Shadden does not challenge the relevance of the field sobriety tests administered in this case. Clearly, a driver's performance on tests designed to gauge sobriety are relevant to determining whether the driver was capable of safely driving a vehicle. Shadden concedes that officer testimony related to his performance on the tests was admissible; however, he argues that testimony regarding the results of the tests, i.e., whether he passed or failed the tests, or reference to the tests, was unfairly prejudicial.

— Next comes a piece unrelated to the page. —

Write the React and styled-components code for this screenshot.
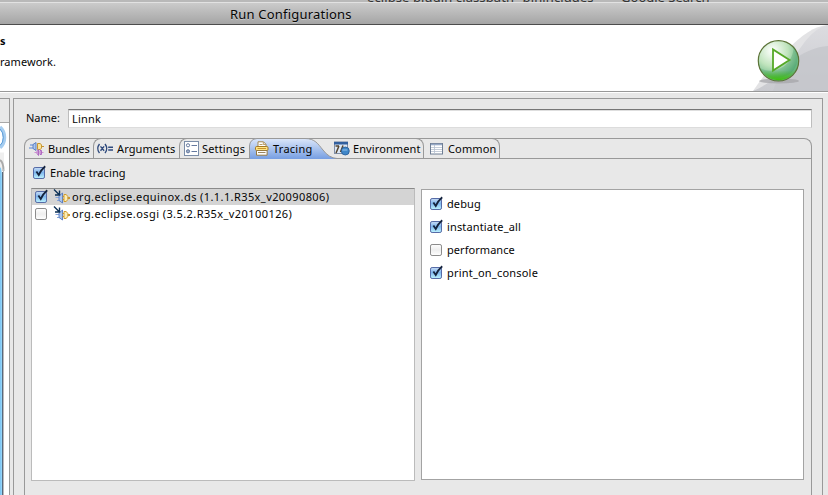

As the State notes, Kansas courts have consistently referred to field sobriety exercises as "tests" and have described an individual's performances on such tests as "passing" or "failing." See, e.g., State v. Stevens, 285 Kan. 307, 319, 172 P.3d 570 (2007) (finding DUI conviction was supported by evidence that defendant "was unable to satisfactorily complete the field sobriety tests"); Bruch v. Kansas Dept. of Revenue, 282 Kan. 764, 765, 148 P.3d 538 (2006) (noting that Bruch technically passed the field sobriety tests); State v. Martinez, 268 Kan. 21, 24, 988 P.2d 735 (1999) (discussing Martinez' failure on the field sobriety tests); State v. Neuman, 266 Kan. 319, 320, 970 P.2d 988 (1998) ("Field sobriety tests were administered and defendant failed the tests. He also failed a breath test."); City of Dodge City v. Norton, 262 Kan. 199, 204-05, 936 P.2d 1356 (1997) (discussing the validity of a field sobriety test as a clue to physical impairment); State v. Shaw, 37 Kan.App.2d 485, 487, 154 P.3d 524, rev. denied 284 Kan. 950 (2007) (summarizing officer's testimony that Shaw failed the walk-and-turn test by exhibiting four of eight clues); City of Dodge City v. Ingram, 33 Kan.App.2d 829, 831, 109 P.3d 1272 (2005) (discussing Ingram's failure on the alphabet test, the walk-and-turn test, and the one-legged balance test).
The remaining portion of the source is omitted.